Jeanine RIVAIS. Critique d’Art et artiste

 

 

Les portraits de Bernard Thomas-Roudeix
Par Jeanine RIVAIS

Des études aux Beaux-arts, la restauration de monuments historiques, la dépose de peintures murales... autant d'éléments qui, pendant longtemps, ont entraîné Thomas-Roudeix vers une expression picturale très structurée. Chaissac, Dubuffet, venus contrebalancer ces tiraillements passéistes. Cobra, Mai 68, l'ombre de Bacon et les expressionnistes qui lui ont «appris» à se libérer ; résoudre ses questionnements en s'exprimant de manière directe et spontanée ; évoluer dans son travail en changeant de mentalité ; faire se rejoindre -enfin- des idées opposées dans lesquelles il se sente à l'aise.

Telle a été la longue liste de problèmes qu'a dû résoudre l'artiste avant d'en venir à son oeuvre actuelle, plutôt figurative sans être réaliste ni anecdotique ; mais sans rejeter l'abstrait ; très personnelle en tous cas, et bien installée dans l'esprit de son époque ! Une oeuvre où, à force de fouir, Thomas-Roudeix a fini par gagner le «centre» géographique de la toile, et y «installer» ses «portraits» ! Figures étranges et terribles presque toujours chauves et amputées de l'oeil gauche, de la moitié gauche du visage réduite au point d'interrogation inversé d'une larme, ou peinte en creux de couleurs sombres d'où émergent de possibles chemins menant à de fantomatiques maisons minuscules, situées sur l'un des horizons qui linéarisent chaque toile.
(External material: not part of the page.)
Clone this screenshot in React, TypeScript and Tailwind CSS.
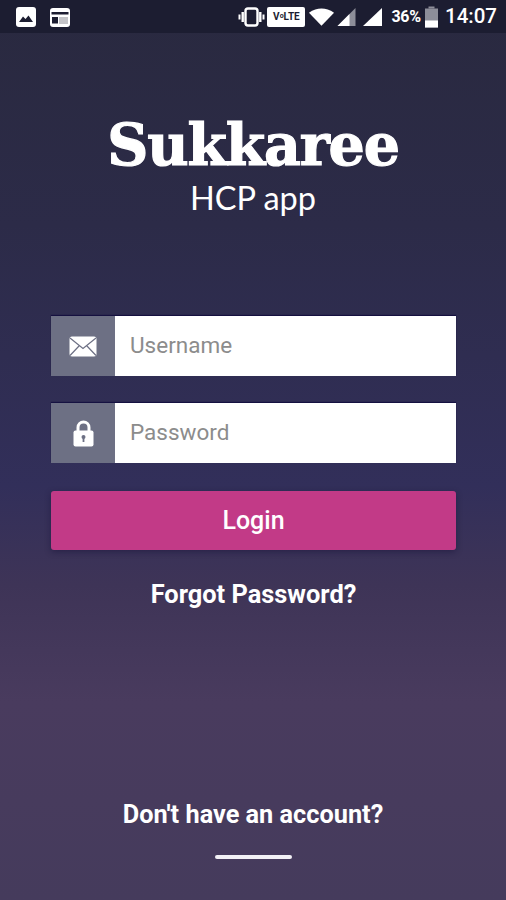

Cette négation d'un demi- visage s'oppose à la lente élaboration de l'autre, fait de lourds empâtements pellucides ; évoquant des épidermes atrophiés ou des viscères empilés ; griffés de longues stries transversales ; peints de pommettes barrées de toute une insensée géométrie d'où s'échappe un escalier montant vers le cerveau... De là, part forcément une spirale gribouillée d'un geste rageur impliquant la transgression, la tentation d'échapper à ses limites car chaque visage est strictement inscrit dans un cadre ! Carte d'identité ? Téléviseur ? Ou simplement chevelure rigide ? Quel qu'en soit le sens, ce cerne épais et monochrome renforce par sa cohérence et sa banalité, l'intention de l'artiste de restaurer un équilibre ; mais amplifie par contraste l'anomalie du visage, le manichéisme de la dualité ombre/lumière, la connotation malsaine de ce faciès tordu, la restriction absolue de l'espace qui lui est dévolu par rapport à l'immensité de la toile.

Seul dépasse du cadre le cou, oblique par rapport à la tête, et émergeant du vêtement sombre, comme un moignon qui se retournerait pour clore la bouche de travers ou pincer le nez crochu !
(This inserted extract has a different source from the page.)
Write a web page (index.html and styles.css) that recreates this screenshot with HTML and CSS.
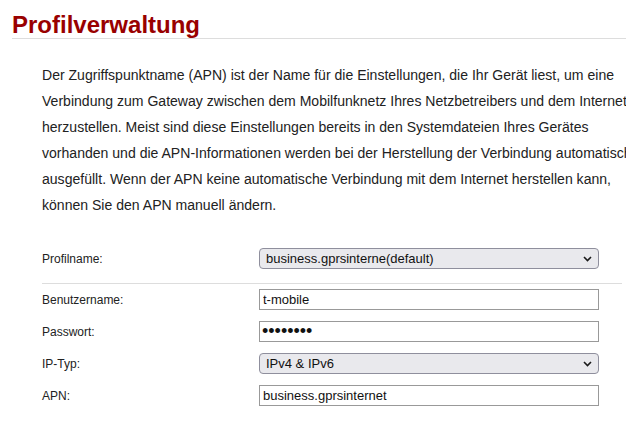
FILE: index.html
```html
<!DOCTYPE html>
<html lang="de">
<head>
<meta charset="utf-8">
<title>Profilverwaltung</title>
<link rel="stylesheet" href="styles.css">
</head>
<body>
<div class="page">
  <h1 class="title">Profilverwaltung</h1>
  <div class="content">
    <p class="intro">Der Zugriffspunktname (APN) ist der Name für die Einstellungen, die Ihr Gerät liest, um eine Verbindung zum Gateway zwischen dem Mobilfunknetz Ihres Netzbetreibers und dem Internet herzustellen. Meist sind diese Einstellungen bereits in den Systemdateien Ihres Gerätes vorhanden und die APN-Informationen werden bei der Herstellung der Verbindung automatisch ausgefüllt. Wenn der APN keine automatische Verbindung mit dem Internet herstellen kann, können Sie den APN manuell ändern.</p>
    <div class="form">
      <div class="row">
        <label class="label" for="profile">Profilname:</label>
        <div class="select-wrap">
          <select id="profile" class="select">
            <option>business.gprsinterne(default)</option>
          </select>
          <svg class="chev" width="9" height="6" viewBox="0 0 9 6"><path d="M1 1 L4.5 4.5 L8 1" fill="none" stroke="#1a1a1a" stroke-width="1.6"/></svg>
        </div>
      </div>
      <div class="sep"></div>
      <div class="fields">
        <div class="row">
          <label class="label" for="user">Benutzername:</label>
          <input id="user" class="input" type="text" value="t-mobile">
        </div>
        <div class="row">
          <label class="label" for="pass">Passwort:</label>
          <input id="pass" class="input pw" type="password" value="12345678">
        </div>
        <div class="row">
          <label class="label" for="iptype">IP-Typ:</label>
          <div class="select-wrap">
            <select id="iptype" class="select">
              <option>IPv4 &amp; IPv6</option>
            </select>
            <svg class="chev" width="9" height="6" viewBox="0 0 9 6"><path d="M1 1 L4.5 4.5 L8 1" fill="none" stroke="#1a1a1a" stroke-width="1.6"/></svg>
          </div>
        </div>
        <div class="row">
          <label class="label" for="apn">APN:</label>
          <input id="apn" class="input" type="text" value="business.gprsinternet">
        </div>
      </div>
    </div>
  </div>
</div>
</body>
</html>
```

FILE: styles.css
```css
html, body {
  margin: 0;
  padding: 0;
  overflow: hidden;
  background: #ffffff;
}
body {
  font-family: "Liberation Sans", Arial, sans-serif;
  color: #222222;
}
.page {
  padding-left: 12px;
}
.title {
  margin: 12px 0 0 0;
  font-size: 24px;
  line-height: 26px;
  font-weight: bold;
  color: #990000;
  border-bottom: 1px solid #dddddd;
}
.content {
  padding-left: 30px;
}
.intro {
  width: 610px;
  margin: 23px 0 0 0;
  font-size: 14.05px;
  line-height: 26px;
  color: #222222;
}
.form {
  width: 580px;
  margin-top: 30px;
}
.row {
  display: flex;
  align-items: center;
  height: 21px;
}
.label {
  width: 217px;
  flex: none;
  font-size: 12px;
  color: #222222;
}
.select-wrap {
  position: relative;
  width: 340px;
  height: 21px;
}
.select {
  appearance: none;
  -webkit-appearance: none;
  box-sizing: border-box;
  width: 340px;
  height: 21px;
  margin: 0;
  padding: 0 20px 0 6px;
  font-family: "Liberation Sans", Arial, sans-serif;
  font-size: 13px;
  color: #111111;
  background: #e9e9ed;
  border: 1px solid #8f8f9d;
  border-radius: 4px;
  outline: none;
}
.chev {
  position: absolute;
  right: 7px;
  top: 8px;
  pointer-events: none;
}
.sep {
  height: 1px;
  background: #dddddd;
  margin: 14px 0 5px 0;
}
.fields {
  display: flex;
  flex-direction: column;
  gap: 11px;
}
.input {
  box-sizing: border-box;
  width: 340px;
  height: 21px;
  margin: 0;
  padding: 0 3px;
  font-family: "Liberation Sans", Arial, sans-serif;
  font-size: 13px;
  color: #111111;
  background: #ffffff;
  border: 1px solid #999999;
  border-radius: 0;
  outline: none;
}
.pw {
  font-size: 18px;
  padding: 0 2px;
}
```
Le reste du corps de cette sorte de Golem inachevé se résorbe dans les couleurs du fond ! Car chez Thomas-Roudeix, le fond est structuré à l'extrême : le partageant naguère en deux plages horizontales, le peintre s'en accorde désormais trois bien distinctes : la partie haute souvent enduite de sable teint ; faite de larges traces appliquées à gros traits de pinceaux ; ne participant jamais du visage ; y créant, au contraire, le paradoxe, car cet aspect volontairement flou contribue à le mettre en relief. La partie «basse» générée par l'effacement progressif des corps, peinte de couleurs sales sur lesquelles Thomas-Roudeix plaque parfois une frise de petits portraits -des variantes du portrait central ? accentuant de ce fait le malaise que provoque toujours chez le spectateur ce qui est «anormal» ! Et puis la zone intermédiaire. Intercalée comme une idée fixe, elle est la plus révélatrice de l'angoisse qu'éprouve l'artiste, de se laisser entraîner vers des vertiges incontrôlés ! Il s'y «rapproche» de la toile ; dessine brin à brin une herbe obsessionnelle accumule tel un coin de marigot tari, une «terre» craquelée de crevasses sinueuses ; ajoute éventuellement des éléments extérieurs (grillages...) ; supprime la profondeur pour ne créer qu'un aplat absolu. De sorte que la démarche de Thomas-Roudeix pourrait se résumer en un voyage aller, partant d'un personnage «existant», peu à peu désintégré pour l'emmener vers la viscéralité usant d'éléments de désordre (zébrures, griffures...), amorçant un long et talentueux travail de déstructuration, d'éclatement, de pétrissement de la matière...

Au moment où sa névrose semble irréversible, il effectue un retour au cours duquel il assène sa rigueur et ses géométries, sa volonté de retrouver la maîtrise de ses imaginations inconscientes... Un curieux jeu d'à qui perd gagne face auquel le spectateur se demande sans arrêt laquelle, de la tête du peintre ou de la toile engendrant ses fantasmes, a chaque fois le dernier mot!